I’m sure you’re wondering about that bullet wound, so I’ll tell you a long story short before the short story gets long.

I was doing a piece on Pacific Northwest spas. Hardship, yeah, but the job paid diddly squat so I might as well enjoy the expense account. Besides: cold,
bad
. Heat,
good
, and every now and then I meet a cute guy. I mean, I can rock a bikini with the best of them, and nobody expects me to have perfect makeup in a spa.

But I digress.

For the story I got the full package, comped for the magazine of course. Steak and lobster, Eggs Benedict, and one of everything on the spa menu. It was glorious. I took pictures and my editor got his five thousand words, for which he paid me almost nothing, but that was the deal. Live high on the magazine’s dime, cheap on my own.
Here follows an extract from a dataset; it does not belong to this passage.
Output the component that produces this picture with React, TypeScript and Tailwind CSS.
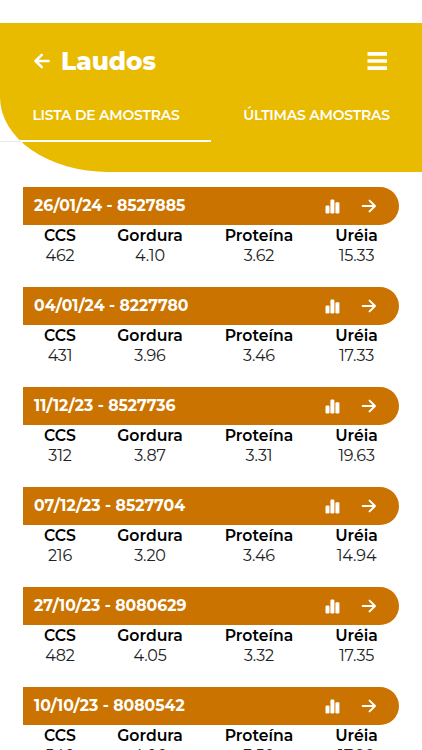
import React from 'react';

interface Sample {
  date: string;
  code: string;
  ccs: string;
  fat: string;
  protein: string;
  urea: string;
}

const samples: Sample[] = [
  { date: '26/01/24', code: '8527885', ccs: '462', fat: '4.10', protein: '3.62', urea: '15.33' },
  { date: '04/01/24', code: '8227780', ccs: '431', fat: '3.96', protein: '3.46', urea: '17.33' },
  { date: '11/12/23', code: '8527736', ccs: '312', fat: '3.87', protein: '3.31', urea: '19.63' },
  { date: '07/12/23', code: '8527704', ccs: '216', fat: '3.20', protein: '3.46', urea: '14.94' },
  { date: '27/10/23', code: '8080629', ccs: '482', fat: '4.05', protein: '3.32', urea: '17.35' },
  { date: '10/10/23', code: '8080542', ccs: '540', fat: '4.00', protein: '3.50', urea: '17.20' },
];

const BackIcon = () => (
  <svg width="16" height="16" viewBox="0 0 16 16" fill="none" stroke="currentColor" strokeWidth="2.5" strokeLinecap="round" strokeLinejoin="round">
    <path d="M14.6 8H1.7M7.8 1.8L1.5 8l6.3 6.2" />
  </svg>
);

const MenuIcon = () => (
  <svg width="20" height="18" viewBox="0 0 20 18" fill="currentColor">
    <path d="M.5 0H20v3.7H.5zM.5 7.2H20v3.6H.5zM.5 14.2H20V18H.5z" />
  </svg>
);

const ChartIcon = () => (
  <svg width="15" height="15" viewBox="0 0 15 15" fill="currentColor">
    <rect x="0.5" y="6.4" width="4" height="8.2" rx="1.3" />
    <rect x="5.4" y="0.6" width="4" height="14" rx="1.3" />
    <rect x="10.4" y="3.2" width="4" height="11.4" rx="1.3" />
  </svg>
);

const ForwardIcon = () => (
  <svg width="15" height="14" viewBox="0 0 15 14" fill="none" stroke="currentColor" strokeWidth="2" strokeLinecap="round" strokeLinejoin="round">
    <path d="M1.7 7h12.2M8.6 1.6L14 7l-5.4 5.4" />
  </svg>
);

const Metric: React.FC<{ label: string; value: string; className: string }> = ({ label, value, className }) => (
  <div className={`flex flex-col items-center whitespace-nowrap ${className}`}>
    <span className="text-[15.7px] leading-[19px] font-semibold">{label}</span>
    <span className="text-[16px] leading-[22px] tracking-[-0.15px] text-[#222]">{value}</span>
  </div>
);

const SampleCard: React.FC<{ sample: Sample }> = ({ sample }) => (
  <article className="h-[100px] px-[23px]">
    <div className="flex h-[38px] items-center rounded-r-full bg-[#cb7300] pl-[11px] pr-[23px] text-white">
      <h2 className="flex-1 text-[15.7px] font-bold">
        {sample.date} - {sample.code}
      </h2>
      <div className="flex items-center gap-[21px]">
        <ChartIcon />
        <ForwardIcon />
      </div>
    </div>
    <div className="flex pt-px text-black">
      <Metric label="CCS" value={sample.ccs} className="w-[74px]" />
      <Metric label="Gordura" value={sample.fat} className="w-[106px]" />
      <Metric label="Proteína" value={sample.protein} className="w-[112px]" />
      <Metric label="Uréia" value={sample.urea} className="w-[83px]" />
    </div>
  </article>
);

export default function App() {
  return (
    <main className="h-[750px] w-[422px] overflow-hidden bg-white pt-[23px] font-['Montserrat','Inter',sans-serif]">
      <header className="relative h-[149px] rounded-bl-[108px_75px] bg-[#e8ba00] text-white">
        {/* tab track, visible only where the header curves away */}
        <div className="absolute top-[118px] left-0 h-px w-[21px] bg-[#e9e9e9]" />
        <div className="flex h-[76px] items-center pl-[34px] pr-[35px]">
          <BackIcon />
          <h1 className="flex-1 pt-px pl-[11px] text-[24.7px] font-extrabold">Laudos</h1>
          <MenuIcon />
        </div>
        <nav className="grid h-[43px] grid-cols-2 text-center text-[14px] font-semibold tracking-[-0.22px] whitespace-nowrap">
          <div className="flex items-start justify-center border-b-2 border-white pt-[6px] pl-px">
            <span>LISTA DE AMOSTRAS</span>
          </div>
          <div className="flex items-start justify-center pt-[6px]">
            <span>ÚLTIMAS AMOSTRAS</span>
          </div>
        </nav>
      </header>
      <section className="pt-[15px]">
        {samples.map((sample) => (
          <SampleCard key={sample.code} sample={sample} />
        ))}
      </section>
    </main>
  );
}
The resorts all knew who I was, of course, and were happy to oblige. How else would I get the freebies? And I wasn’t writing exposés after all. My job was to sell magazines, whether print or online editions, which sold advertisements to paying customers.

Long story short, yeah, yeah.

So I worked my way through lockers, changing rooms and the amenities therein to the pools. I did a full set of lap work to check the workout box for the day and then, ah, the fun started. Sauna, cold dunk, heat lamp, cold dunk, steam bath with herbal infusion, and so on. Wonderful. After that came a mud bath, hot rock massage, lunch at the wine bar, mani-pedi, facial – you get the picture. Most fun a girl can have alone.

I spend a lot of time alone, I guess.

On the afternoon in question, I hurried upstairs to my room and banged out a rough draft, quick and dirty because tonight was MoonFall; that is, a full moon, which for me makes the usual girl’s monthlies seem hella tame. Anyway, I packed my day pack – okay, night pack – with the stuff I’d need – change of clothes, wipes, water and food, handheld GPS – what a godsend – and so on.

My usual MO was to hike to a landmark before sunset, like a mountaintop or tip of a lake, load it into the GPS, clip the little unit to a collar and put it on. Then I’d have a nice dinner, a tiny fire if I could, get naked and wait for the change.

After doing it for years, I was pretty lucid in wolf form, but I could easily get distracted, which was where the GPS came in, just in case I changed back somewhere other than the campsite. It would help me sneak in the buff across country to my stash. Either way, I’d clean up and get back to the other twenty-seven days of my life before the next change.